The starting area is based on the geographic descriptions within several songs from my source Rush albums: Rivendell from Fly By Night, The Necromancer and The Fountain of Lamneth from Caress of Steel.

Starting in the south-western most hex you have the ruins of the Necromancer's tower in the center of a dead forest. North of there is the town of WIllow Dale. This will most likely serve as the home base for player characters. North and east from Willow Dale is the village of River Dell, home of a circle of Eldir (elves).  The eastern most hexes show the Down Mountains running north and south. This gives me plenty area to start with.

One Mile Hexes
Starting area hi-res version

I could stop here, but then there's Gary's recommendation of making the map reflect one mile to a hex. Starting from the lo-res 6 mi/hex map it was much easier to detail a hi-res version of the starting area map. This also gave me the ability to add some features on the map such as the River Dawn, starting in the snow capped mountains to the east and running westward between Willow Dale and the dead forest.

There was an unexpected bonus outcome of this exercise: wandering monster tables. Looking at the maps I created I began to think about the types of encounters PC may experience as they travel from point to point. I started to ask questions in order to detail the encounter tables: are there different encounters during the day as opposed during the evening, are any type of encounters more likely to happen than others, what sort of monsters live in these areas? The map certainly makes these questions easier to answer.

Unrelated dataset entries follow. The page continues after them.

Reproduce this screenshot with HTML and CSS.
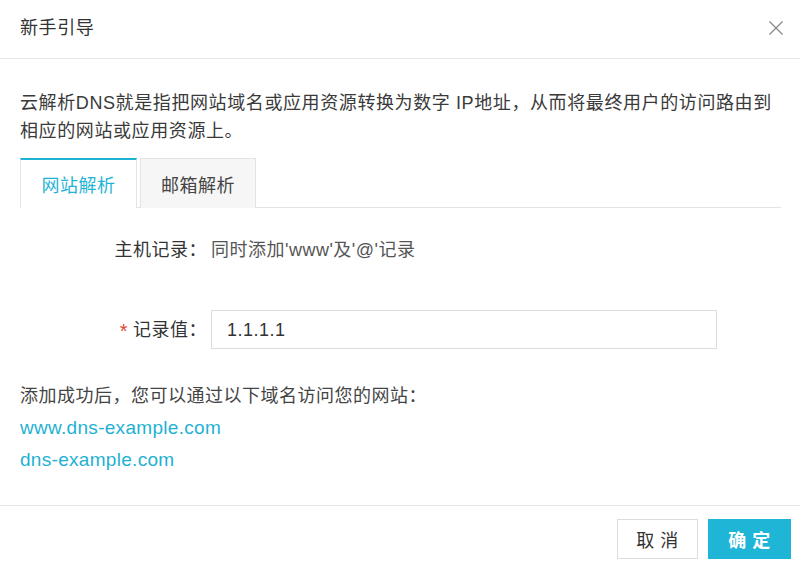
FILE: index.html
```html
<!DOCTYPE html>
<html lang="zh-CN">
<head>
<meta charset="utf-8">
<title>新手引导</title>
<link rel="stylesheet" href="styles.css">
</head>
<body>
<div class="dialog">
  <div class="header">
    <div class="title">新手引导</div>
    <svg class="close" width="14" height="14" viewBox="0 0 14 14"><path d="M0.5 0.5 L13.5 13.5 M13.5 0.5 L0.5 13.5" stroke="#8a8a8a" stroke-width="1.3" fill="none"/></svg>
  </div>
  <div class="body">
    <p class="desc">云解析DNS就是指把网站域名或应用资源转换为数字 IP地址，从而将最终用户的访问路由到相应的网站或应用资源上。</p>
    <div class="tabs">
      <div class="tab active">网站解析</div>
      <div class="tab">邮箱解析</div>
    </div>
    <div class="row host">
      <div class="label">主机记录：</div>
      <div class="value">同时添加'www'及'@'记录</div>
    </div>
    <div class="row record">
      <div class="label"><span class="req">*</span>记录值：</div>
      <div class="input">1.1.1.1</div>
    </div>
    <div class="result">
      <div class="note">添加成功后，您可以通过以下域名访问您的网站：</div>
      <a class="link">www.dns-example.com</a>
      <a class="link">dns-example.com</a>
    </div>
  </div>
  <div class="footer">
    <button class="btn cancel">取 消</button>
    <button class="btn ok">确 定</button>
  </div>
</div>
</body>
</html>
```
FILE: styles.css
```css
* { box-sizing: border-box; }
html, body { margin: 0; padding: 0; background: #fff; }
body {
  font-family: "Liberation Sans", "Noto Sans CJK SC", sans-serif;
  color: #333;
  font-size: 18px;
  letter-spacing: 0.5px;
}
.dialog { width: 800px; height: 567px; overflow: hidden; }
.header {
  height: 59px;
  padding: 0 17px 3px 20px;
  display: flex;
  align-items: center;
  justify-content: space-between;
  border-bottom: 1px solid #e6e6ea;
}
.title { font-size: 18px; color: #333; line-height: 28px; letter-spacing: 0.6px; }
.close { display: block; }
.body { padding: 30px 19px 0 20px; }
.desc { margin: 0; line-height: 28px; color: #3a3a3a; letter-spacing: 0.6px; }
.tabs {
  margin-top: 13px;
  display: flex;
  gap: 3px;
  border-bottom: 1px solid #e3e3e8;
  height: 50px;
}
.tab {
  height: 50px;
  width: 116px;
  display: flex;
  align-items: center;
  justify-content: center;
  border: 1px solid #e3e3e3;
  border-bottom: none;
  background: #f6f6f6;
  color: #444;
  margin-bottom: -1px;
}
.tab.active {
  width: 117px;
  background: #fff;
  border-top: 2px solid #1fb4d6;
  color: #1fb4d6;
  height: 50px;
}
.row { display: flex; align-items: center; line-height: 28px; }
.label { width: 187px; text-align: right; color: #333; flex: none; }
.host { margin-top: 28px; }
.host .value { margin-left: 4px; color: #555; }
.record { margin-top: 46px; }
.req { color: #e0463a; margin-right: 5px; font-size: 20px; position: relative; top: 2px; }
.input {
  margin-left: 4px;
  width: 506px;
  height: 39px;
  border: 1px solid #dcdcdc;
  padding-left: 15px;
  display: flex;
  align-items: center;
  color: #333;
}
.result { margin-top: 31px; }
.note { line-height: 32px; color: #444; }
.link { display: block; line-height: 32px; color: #1fb1d3; text-decoration: none; font-size: 19px; letter-spacing: 0.3px; }
.footer {
  margin-top: 29px;
  border-top: 1px solid #e6e6ea;
  padding: 13px 9px 0 0;
  display: flex;
  justify-content: flex-end;
  gap: 10px;
}
.btn {
  font-family: "Liberation Sans", "Noto Sans CJK SC", sans-serif;
  font-size: 18px;
  letter-spacing: 0.5px;
  height: 40px;
  border: 1px solid #dcdcdc;
  background: #fff;
  color: #333;
  padding: 0;
  cursor: pointer;
}
.cancel { width: 81px; }
.ok { width: 83px; background: #1fb5d6; border-color: #1fb5d6; color: #fff; font-weight: bold; }
```
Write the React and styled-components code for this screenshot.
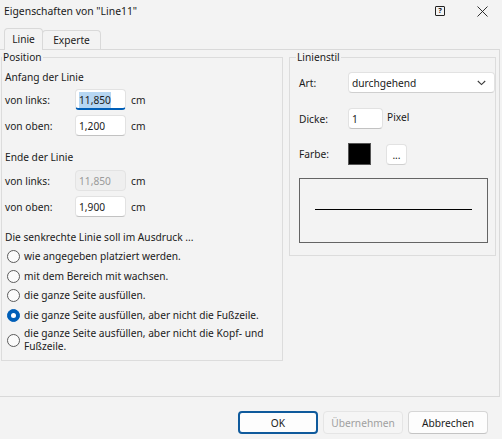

With step two down I'm ready to tackle step three: dungeon design.

Links

Ray Otus' The Viridian Scroll

The Gygax 75 Challenge: Week 2

Ray Otus' Plundergrounds Podcast

Gygax 1975 Challenge Week 2

Illustration Credits

Wikimedia Commons - Unknown artist from Sebastian Münster'sCosmographia: Book V (1544)

Creative Commons License
This work is licensed under a Creative Commons Attribution-NonCommercial-ShareAlike 4.0 International License.

2 comments:

Score!! Playtesters Needed

Being a game designer is hard. I've always been fascinated by games; all kinds of games - especially tabletop role-playing (roleplaying?...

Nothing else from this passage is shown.